Vice-President of the European Parliament
- In office 3 July 2019 – 15 July 2024 Serving with See List
- President: David Sassoli Roberta Metsola

Member of the European Parliament
- In office 1 July 2014 – 15 July 2024
- Parliamentary group: S&D
- Constituency: Portugal

Minister of the Presidency
- In office 12 March 2005 – 21 June 2011
- Prime Minister: José Sócrates
- Preceded by: Nuno Morais Sarmento
- Succeeded by: Luís Marques Guedes

Secretary of State of Spatial Planning and Nature Conservation
- In office 28 October 1999 – 6 April 2002
- Prime Minister: António Guterres

Member of the Assembly of the Republic
- In office 2002–2014
- Parliamentary group: Socialist Party
- Constituency: Vila Real
- Website: pedrosilvapereira.pt

= Pedro Silva Pereira =

Portuguese politician, lawyer and legal expert

Manuel Pedro Cunha da Silva Pereira (15 August 1962), better known as Pedro Silva Pereira, is a Portuguese politician, lawyer and legal expert.
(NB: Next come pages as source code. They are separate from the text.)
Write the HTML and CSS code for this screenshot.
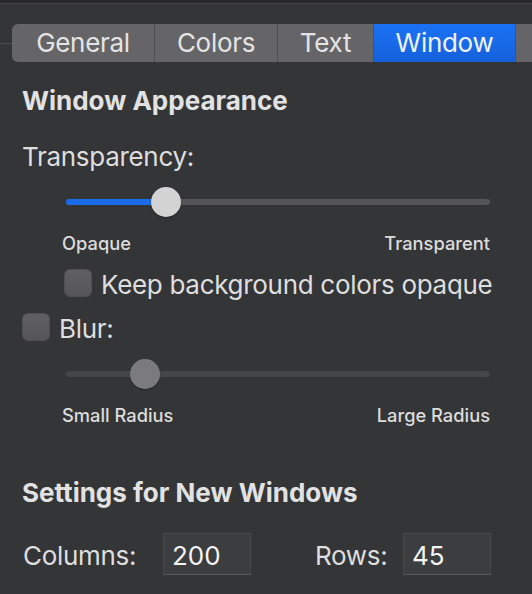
FILE: index.html
```html
<!DOCTYPE html>
<html lang="en">
<head>
<meta charset="utf-8">
<title>Window Preferences</title>
<link rel="stylesheet" href="styles.css">
</head>
<body>
<div class="topbar"></div>
<div class="tabrow">
  <div class="tabline"></div>
  <div class="tabs">
    <div class="tab tab-general">General</div>
    <div class="tab tab-colors">Colors</div>
    <div class="tab tab-text">Text</div>
    <div class="tab tab-window active">Window</div>
    <div class="tab tab-more"></div>
  </div>
</div>
<div class="content">
  <h2 class="heading heading-first">Window Appearance</h2>
  <div class="label label-transparency">Transparency:</div>
  <div class="slider slider-transparency">
    <div class="track"><div class="fill" style="width: 100px"></div></div>
    <div class="knob" style="left: 85px"></div>
  </div>
  <div class="ends ends-first"><span>Opaque</span><span>Transparent</span></div>
  <div class="check check-keep">
    <span class="box"></span>
    <span class="check-text">Keep background colors opaque</span>
  </div>
  <div class="check check-blur">
    <span class="box"></span>
    <span class="check-text">Blur:</span>
  </div>
  <div class="slider slider-blur disabled">
    <div class="track"></div>
    <div class="knob" style="left: 64px"></div>
  </div>
  <div class="ends ends-second"><span>Small Radius</span><span>Large Radius</span></div>
  <h2 class="heading heading-second">Settings for New Windows</h2>
  <div class="sizes">
    <span class="size-label size-columns">Columns:</span>
    <span class="field">200</span>
    <span class="size-label size-rows">Rows:</span>
    <span class="field">45</span>
  </div>
</div>
</body>
</html>
```

FILE: styles.css
```css
html, body {
  margin: 0;
  padding: 0;
  background: #343537;
  overflow: hidden;
}
body {
  width: 532px;
  height: 594px;
  font-family: "Inter", "Noto Sans", sans-serif;
  color: #dedede;
}
.topbar {
  height: 3px;
  background: #29292b;
  border-bottom: 1px solid #444547;
}
.tabrow {
  display: flex;
  align-items: center;
  margin-top: 20px;
  height: 38px;
}
.tabline {
  width: 12px;
  height: 1px;
  background: #4a4b4d;
}
.tabs {
  display: flex;
  height: 38px;
  flex: 1;
  border-radius: 6px 0 0 6px;
  overflow: hidden;
  background: #656567;
}
.tab {
  display: flex;
  align-items: center;
  justify-content: center;
  height: 38px;
  font-size: 26px;
  letter-spacing: -0.3px;
  color: #e4e4e4;
  box-sizing: border-box;
  border-right: 1px solid #505052;
  padding-bottom: 1px;
}
.tab-general { width: 143px; }
.tab-colors { width: 123px; }
.tab-text { width: 96px; }
.tab-window { width: 142px; }
.tab-more { flex: 1; border-right: 0; }
.tab.active {
  background: linear-gradient(#1b72f4, #1560da);
  color: #eef3fd;
  border-right: 1px solid #1558c8;
}
.content {
  padding-left: 22px;
}
.heading {
  margin: 0;
  font-size: 26px;
  font-weight: 700;
  line-height: 32px;
  color: #e2e2e2;
}
.heading-first { margin-top: 23px; }
.heading-second { margin-top: 50px; }
.label {
  font-size: 26px;
  letter-spacing: -0.3px;
  line-height: 32px;
}
.label-transparency { margin-top: 24px; }
.slider {
  position: relative;
  margin-left: 44px;
  width: 424px;
  height: 30px;
  margin-top: 14px;
}
.track {
  position: absolute;
  left: 0;
  right: 0;
  top: 12px;
  height: 6px;
  border-radius: 3px;
  background: #555557;
  overflow: hidden;
}
.fill {
  height: 100%;
  background: #1b6ce8;
}
.knob {
  position: absolute;
  top: 0;
  width: 30px;
  height: 30px;
  border-radius: 50%;
  background: #d3d3d3;
  box-shadow: 0 1px 2px rgba(0,0,0,0.35);
}
.slider.disabled .track { background: #454648; }
.slider.disabled .knob { background: #7b7b7d; box-shadow: 0 1px 1px rgba(0,0,0,0.25); }
.ends {
  display: flex;
  justify-content: space-between;
  margin-left: 40px;
  width: 428px;
  margin-top: 14px;
  font-size: 18.3px;
  font-weight: 500;
  line-height: 24px;
  color: #dcdcdc;
}
.check {
  display: flex;
  align-items: flex-start;
  gap: 9px;
}
.box {
  width: 28px;
  height: 28px;
  box-sizing: border-box;
  border-radius: 6px;
  background: linear-gradient(#606062, #555557);
  border: 1px solid #505052;
}
.check-text {
  font-size: 26px;
  letter-spacing: -0.3px;
  line-height: 32px;
}
.check-keep { margin-left: 42px; margin-top: 14px; }
.check-blur { margin-top: 12px; }
.sizes {
  display: flex;
  align-items: center;
  margin-top: 24px;
  height: 42px;
}
.size-label {
  font-size: 26px;
  letter-spacing: -0.3px;
  line-height: 42px;
  padding-top: 3px;
}
.size-columns { width: 140px; padding-left: 1px; }
.size-rows { width: 88px; margin-left: 64px; }
.field {
  box-sizing: border-box;
  width: 88px;
  height: 42px;
  padding-left: 8px;
  padding-top: 3px;
  font-size: 26px;
  line-height: 38px;
  color: #f4f4f4;
  background: #3c3d3f;
  border: 1px solid #48494b;
  border-bottom-color: #58595b;
}
```
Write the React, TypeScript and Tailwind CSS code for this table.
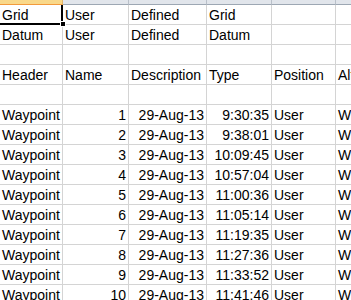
import React from 'react';

type Align = 'l' | 'r';

const widths = ['w-[63px]', 'w-[66px]', 'w-[78px]', 'w-[65px]', 'w-[64px]', 'w-[90px]'];

const times = ['9:30:35', '9:38:01', '10:09:45', '10:57:04', '11:00:36', '11:05:14', '11:19:35', '11:27:36', '11:33:52', '11:41:46'];

const rows: [string, Align][][] = [
  [['Grid', 'l'], ['User', 'l'], ['Defined', 'l'], ['Grid', 'l'], ['', 'l'], ['', 'l']],
  [['Datum', 'l'], ['User', 'l'], ['Defined', 'l'], ['Datum', 'l'], ['', 'l'], ['', 'l']],
  [['', 'l'], ['', 'l'], ['', 'l'], ['', 'l'], ['', 'l'], ['', 'l']],
  [['Header', 'l'], ['Name', 'l'], ['Description', 'l'], ['Type', 'l'], ['Position', 'l'], ['Altitude', 'l']],
  [['', 'l'], ['', 'l'], ['', 'l'], ['', 'l'], ['', 'l'], ['', 'l']],
  ...times.map((t, i): [string, Align][] => [
    ['Waypoint', 'l'],
    [String(i + 1), 'r'],
    ['29-Aug-13', 'r'],
    [t, 'r'],
    ['User', 'l'],
    ['WGS 84', 'l'],
  ]),
];

const Cell: React.FC<{ text: string; align: Align; w: string }> = ({ text, align, w }) => (
  <div
    className={`${w} shrink-0 h-[20px] border-r border-b border-[#d4d4d4] px-[2px] leading-[20px] whitespace-nowrap overflow-hidden ${
      align === 'r' ? 'text-right' : 'text-left'
    }`}
  >
    {text}
  </div>
);

export default function App() {
  return (
    <div
      className="relative w-[351px] h-[300px] overflow-hidden bg-white text-black text-[14px]"
      style={{ fontFamily: '"Liberation Sans", Arial, sans-serif' }}
    >
      {/* column header strip */}
      <div className="flex h-[5px]">
        {widths.map((w, i) => (
          <div
            key={i}
            className={`${w} shrink-0 border-r border-b ${
              i === 0 ? 'bg-[#f9d88a] border-b-[#f29a3c] border-r-[#e3b56a]' : 'bg-[#e1e5eb] border-b-[#9da7b3] border-r-[#b9c0c9]'
            }`}
          />
        ))}
      </div>

      {rows.map((r, ri) => (
        <div key={ri} className="flex">
          {r.map(([text, align], ci) => (
            <Cell key={ci} text={text} align={align} w={widths[ci]} />
          ))}
        </div>
      ))}

      {/* active cell A1 selection */}
      <div className="absolute left-[-2px] top-[5px] w-[65px] h-[20px] border-2 border-t-0 border-black pointer-events-none" />
      <div className="absolute left-[60px] top-[21px] w-[6px] h-[6px] bg-black border border-white" />
    </div>
  );
}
He served as a Member of the European Parliament between 2014 and 2024.

==Early life and education==
Silva Pereira holds a master's degree in Law from the University of Lisbon.

==Political career==
===Career in national politics===
Silva Pereira has been a member of the Socialist Party since 2000. In his home country, he was member of the Portuguese Parliament from 2002 to 2014, Secretary of State of Spatial Planning and Nature Conservation from 1999 to 2002 in António Guterres' second cabinet, and Minister of the Presidency from 2005 to 2011 in José Sócrates' cabinets.
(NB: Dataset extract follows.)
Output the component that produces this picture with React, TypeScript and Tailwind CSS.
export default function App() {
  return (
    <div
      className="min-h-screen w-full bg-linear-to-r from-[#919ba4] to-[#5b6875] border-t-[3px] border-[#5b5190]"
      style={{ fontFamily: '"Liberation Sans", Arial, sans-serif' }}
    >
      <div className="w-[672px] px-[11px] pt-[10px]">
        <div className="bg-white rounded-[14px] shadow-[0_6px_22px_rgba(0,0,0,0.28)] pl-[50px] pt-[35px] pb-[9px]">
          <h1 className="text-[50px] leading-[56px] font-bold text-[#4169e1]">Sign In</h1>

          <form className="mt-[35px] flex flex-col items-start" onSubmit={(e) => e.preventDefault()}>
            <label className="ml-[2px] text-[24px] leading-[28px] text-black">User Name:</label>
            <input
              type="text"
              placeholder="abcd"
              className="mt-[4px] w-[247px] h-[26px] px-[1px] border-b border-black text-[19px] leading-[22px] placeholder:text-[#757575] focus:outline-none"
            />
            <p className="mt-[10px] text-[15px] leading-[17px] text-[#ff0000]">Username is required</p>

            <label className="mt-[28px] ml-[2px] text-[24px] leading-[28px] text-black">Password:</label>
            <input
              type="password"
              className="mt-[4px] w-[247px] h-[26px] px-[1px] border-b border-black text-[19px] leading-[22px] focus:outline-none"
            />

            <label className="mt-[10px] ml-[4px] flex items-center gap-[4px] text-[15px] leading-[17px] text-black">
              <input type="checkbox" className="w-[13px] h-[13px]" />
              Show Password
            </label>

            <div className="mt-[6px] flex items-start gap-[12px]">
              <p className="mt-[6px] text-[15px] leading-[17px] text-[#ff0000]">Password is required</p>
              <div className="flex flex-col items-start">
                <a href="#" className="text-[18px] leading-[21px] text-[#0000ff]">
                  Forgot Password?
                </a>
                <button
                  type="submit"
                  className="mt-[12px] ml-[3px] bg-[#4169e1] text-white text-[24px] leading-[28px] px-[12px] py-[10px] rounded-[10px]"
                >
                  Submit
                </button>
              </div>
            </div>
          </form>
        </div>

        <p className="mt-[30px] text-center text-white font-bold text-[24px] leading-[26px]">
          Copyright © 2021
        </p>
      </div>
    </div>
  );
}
===Member of the European Parliament, 2014–present===
Silva Pereira first became a Member of the European Parliament in the 2014 elections. He has since been serving on the Committee on Constitutional Affairs. In 2016, he also joined the Committee on Economic and Monetary Affairs. Between 2014 and 2016, he was briefly a member of the Committee on Development. Since 2021, he has been part of the Parliament's delegation to the Conference on the Future of Europe.

Since the 2019 elections, Silva Pereira has been serving as one of the Parliament's Vice-Presidents; in this capacity, he is part of the Parliament's leadership under President David Sassoli.
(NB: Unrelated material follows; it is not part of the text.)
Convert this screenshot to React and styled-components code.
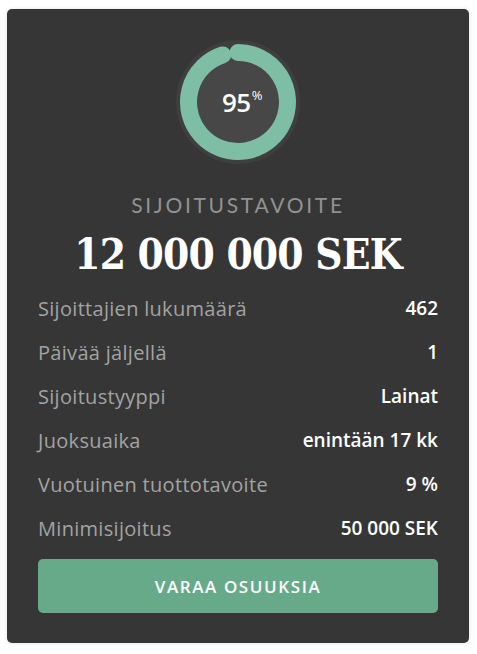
import React from 'react'
import styled, { createGlobalStyle } from 'styled-components'

const GlobalStyle = createGlobalStyle`
  html, body {
    margin: 0;
    padding: 0;
    background: #ffffff;
  }
`

const Page = styled.div`
  padding: 9px 8px 11px 7px;
`

const Card = styled.div`
  width: 462px;
  box-sizing: border-box;
  background: #363636;
  border-radius: 5px;
  box-shadow: 0 0 4px rgba(0, 0, 0, 0.12);
  padding: 31px 31px 30px;
  display: flex;
  flex-direction: column;
  align-items: stretch;
`

const GaugeWrap = styled.div`
  position: relative;
  width: 124px;
  height: 124px;
  align-self: center;
`

const GaugeText = styled.div`
  position: absolute;
  inset: 0;
  display: flex;
  align-items: center;
  justify-content: center;
  padding-left: 8px;
  font-family: 'Open Sans', sans-serif;
  font-weight: 600;
  font-size: 26px;
  color: #ffffff;
  letter-spacing: -0.5px;

  sup {
    font-size: 13px;
    font-weight: 400;
    margin-top: -14px;
    margin-left: 1px;
  }
`

const Title = styled.div`
  margin-top: 29px;
  text-align: center;
  font-family: 'Lato', sans-serif;
  font-size: 21px;
  line-height: 24px;
  letter-spacing: 2.7px;
  color: #929292;
`

const Amount = styled.div`
  margin-top: 14px;
  text-align: center;
  font-family: 'DejaVu Serif Condensed', 'DejaVu Serif', serif;
  font-weight: 700;
  font-size: 42px;
  line-height: 48px;
  letter-spacing: -0.8px;
  color: #ffffff;
`

const Rows = styled.div`
  margin-top: 7px;
  display: flex;
  flex-direction: column;
`

const Row = styled.div`
  height: 44px;
  display: flex;
  align-items: center;
  justify-content: space-between;
`

const Label = styled.span`
  font-family: 'Open Sans', sans-serif;
  font-size: 20px;
  letter-spacing: 0.3px;
  color: #a3a3a3;
`

const Value = styled.span`
  font-family: 'Open Sans', sans-serif;
  font-weight: 600;
  font-size: 19px;
  color: #ffffff;
`

const Button = styled.button`
  margin-top: 9px;
  height: 54px;
  border: none;
  border-radius: 5px;
  background: #66aa8a;
  color: #ffffff;
  font-family: 'Open Sans', sans-serif;
  font-weight: 600;
  font-size: 17px;
  letter-spacing: 1.6px;
  cursor: pointer;
`

const arcPath = (cx, cy, r, percent) => {
  const a = (percent / 100) * 2 * Math.PI
  const x = cx + r * Math.sin(a)
  const y = cy - r * Math.cos(a)
  const large = percent > 50 ? 1 : 0
  return `M ${cx} ${cy - r} A ${r} ${r} 0 ${large} 1 ${x.toFixed(2)} ${y.toFixed(2)}`
}

const Gauge = ({ percent }) => (
  <GaugeWrap>
    <svg width="124" height="124" viewBox="0 0 124 124">
      <circle cx="62" cy="62" r="62" fill="#3f3f3f" />
      <circle cx="62" cy="62" r="49" fill="#474747" />
      <path
        d={arcPath(62, 62, 49.5, percent)}
        fill="none"
        stroke="#7dbea5"
        strokeWidth="17"
        strokeLinecap="round"
      />
    </svg>
    <GaugeText>
      {percent}
      <sup>%</sup>
    </GaugeText>
  </GaugeWrap>
)

const rows = [
  ['Sijoittajien lukumäärä', '462'],
  ['Päivää jäljellä', '1'],
  ['Sijoitustyyppi', 'Lainat'],
  ['Juoksuaika', 'enintään 17 kk'],
  ['Vuotuinen tuottotavoite', '9 %'],
  ['Minimisijoitus', '50 000 SEK'],
]

const App = () => (
  <Page>
    <GlobalStyle />
    <Card>
      <Gauge percent={95} />
      <Title>SIJOITUSTAVOITE</Title>
      <Amount>12 000 000 SEK</Amount>
      <Rows>
        {rows.map(([label, value]) => (
          <Row key={label}>
            <Label>{label}</Label>
            <Value>{value}</Value>
          </Row>
        ))}
      </Rows>
      <Button>VARAA OSUUKSIA</Button>
    </Card>
  </Page>
)

export default App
In addition to his committee assignments, Silva Pereira has been part of the Parliament's delegation for relations with Japan since 2014.

==Political positions==
Together with Danuta Hübner, Silva Pereira drafted a 2018 report in which they called on the European Parliament to hold 46 of the 73 seats which will be lost after Brexit in reserve for possible new class of MEPs representing pan-European constitutencies and for countries that might join the EU in the future; their proposal was later rejected by a parliamentary majority.

==Recognition==
Pereira's work on the EU-Japan Economic Partnership Agreement earned him the Order of the Rising Sun, the country's highest honor, in 2019.